Forum Moderators: open
An example of this is a site with the following content:
-------------------
** OUR NEW SITE NOW ONLINE! **
** http://searchword1-searchword2-searchword3.com/ ** (font size 4)
Just click the URL to see the new searchword1-searchword2-searchword3 portal!
-------------------
As you would expect, searchword1-searchword2-searchword3 appear in the <title> and Blind Freddy can see the connection between <title>, the anchor text link and that one line of text.
However, the site is totally useless to the visitor who gets offered it as a #1 result. It simply has nothing in it by way of content, yet outranks sites with lots of content. A temporary blip in the results I can understand but that usually gets sorted out in a later update. No so in this case.
Links? Google shows 14 with a mix of mostly PR4, some 5, a 6 and a 7. Many off-topic.
Competitive area? Very much so, there are lots of competeting sites for this term.
I keep reading that content is king... so why am I not convinced?
If a site is legitimately moving to a new domain, it could create a "we've moved" notice page, as you describe. This page would have very little content, but it still may rank highly in Google, due to historical backlinks, and the on-page factors (title, description, on-page text, image-alts, etc.). I don't think any of us have a problem with this situation, although a permanent redirect from the old site to the new domain would be better for users, and less spammy.
What austtr and others are concerned with are single-page sites that pose as site-redirect notice pages, but are actually doorway pages or an affiliate link. These pages are not at the url of a former homepage for a real website... they are new domains created in order to spam google. It bugs us that some webmasters manage to get to the top of the SERPs in 20 words or less!
Because GG could merely claiming that Google is going through a transitional phase when in fact he knows they are broken at the moment, and is saying this just for public relations purposes. Not that I am saying I necessarily believe this is the case.
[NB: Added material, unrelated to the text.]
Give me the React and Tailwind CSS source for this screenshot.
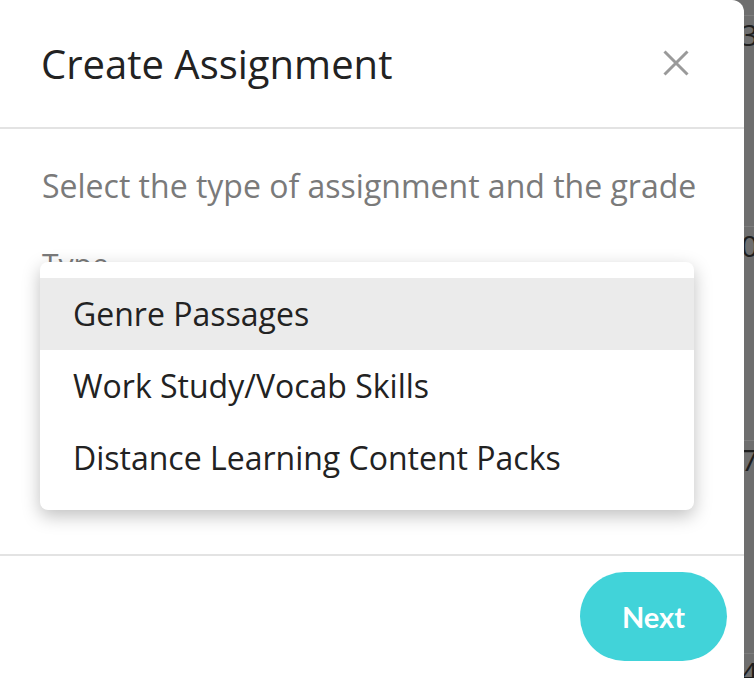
import React from "react";

const OPTIONS = [
  "Genre Passages",
  "Work Study/Vocab Skills",
  "Distance Learning Content Packs",
];

function BackgroundStrip() {
  const rows = [
    { digit: "3", line: 15 },
    { digit: "0", line: 226 },
    { digit: "7", line: 440 },
    { digit: "4", line: 653 },
  ];
  return (
    <div className="flex-1 h-[678px] bg-[#6e6e6e] overflow-hidden relative">
      {rows.map((r) => (
        <div
          key={r.digit}
          className="absolute left-0 w-full border-t border-[#7d7d7d]"
          style={{ top: r.line }}
        >
          <div className="-ml-[3px] mt-[1px] text-[30px] leading-[36px] text-[#1e1e1e]">
            {r.digit}
          </div>
        </div>
      ))}
    </div>
  );
}

export default function App() {
  return (
    <div
      className="w-[754px] h-[678px] flex bg-[#6e6e6e] overflow-hidden"
      style={{ fontFamily: "'Open Sans', 'Liberation Sans', sans-serif" }}
    >
      <div className="w-[744px] h-[678px] bg-white rounded-tr-[12px] flex flex-col relative z-10">
        {/* Header */}
        <div className="h-[129px] flex items-center justify-between pl-[41px] pr-[55px] border-b-2 border-[#e3e3e3] shrink-0">
          <h1 className="text-[40px] text-[#222] leading-none">
            Create Assignment
          </h1>
          <svg width="26" height="26" viewBox="0 0 26 26" className="text-[#9a9a9a] -mt-[2px]">
            <path d="M1.5 1.5 L24.5 24.5 M24.5 1.5 L1.5 24.5" stroke="currentColor" strokeWidth="3" />
          </svg>
        </div>

        {/* Body */}
        <div className="flex-1 px-[42px] pt-[37px] relative">
          <p className="text-[32px] text-[#7a7a7a] leading-[40px]">
            Select the type of assignment and the grade
          </p>
          <div className="mt-[40px] text-[30px] text-[#7a7a7a] leading-[36px]">Type</div>
          <div className="mt-[61px] mr-[8px] h-[2px] bg-[#41d3d9]" />
          <div className="mt-[91px] text-[30px] text-[#7a7a7a] leading-[36px]">Grade</div>
          <div className="mt-[8px] mr-[8px] h-[1px] bg-[#777]" />

          {/* Open dropdown */}
          <div className="absolute left-[40px] top-[133px] w-[654px] h-[248px] bg-white rounded-[8px] shadow-[0_6px_18px_rgba(0,0,0,0.25)] pt-[16px]">
            {OPTIONS.map((opt, i) => (
              <div
                key={opt}
                className={`h-[72px] flex items-center pl-[33px] text-[32px] text-[#222] ${
                  i === 0 ? "bg-[#ebebeb]" : ""
                }`}
              >
                {opt}
              </div>
            ))}
          </div>
        </div>

        {/* Footer */}
        <div className="h-[124px] border-t-2 border-[#e3e3e3] flex justify-end items-start pt-[16px] pr-[17px] shrink-0">
          <button
            className="w-[147px] h-[89px] rounded-full bg-[#41d3d9] text-white text-[29px] font-bold"
            style={{ fontFamily: "Lato, 'Open Sans', sans-serif" }}
          >
            Next
          </button>
        </div>
      </div>
      <BackgroundStrip />
    </div>
  );
}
However, this is logically possible.
If Google is temporarily "broken" due to this being a transitional perion, then focusing on these page content issues is pointless at this moment. The time to analyze in that case would be when the transition is over. Only if the site mentioned by the original poster is #1 because this is the way Google wants it should people alter page content, etc.
I also have an annoying pesk of a competitor that while their main index page *looks* like a simple "we have moved domains .. click here to proceed" there is also a wopping great big mirror site behind it (with every page indexed in google and working for it), so have you all checked to see what else might be on the domain in question?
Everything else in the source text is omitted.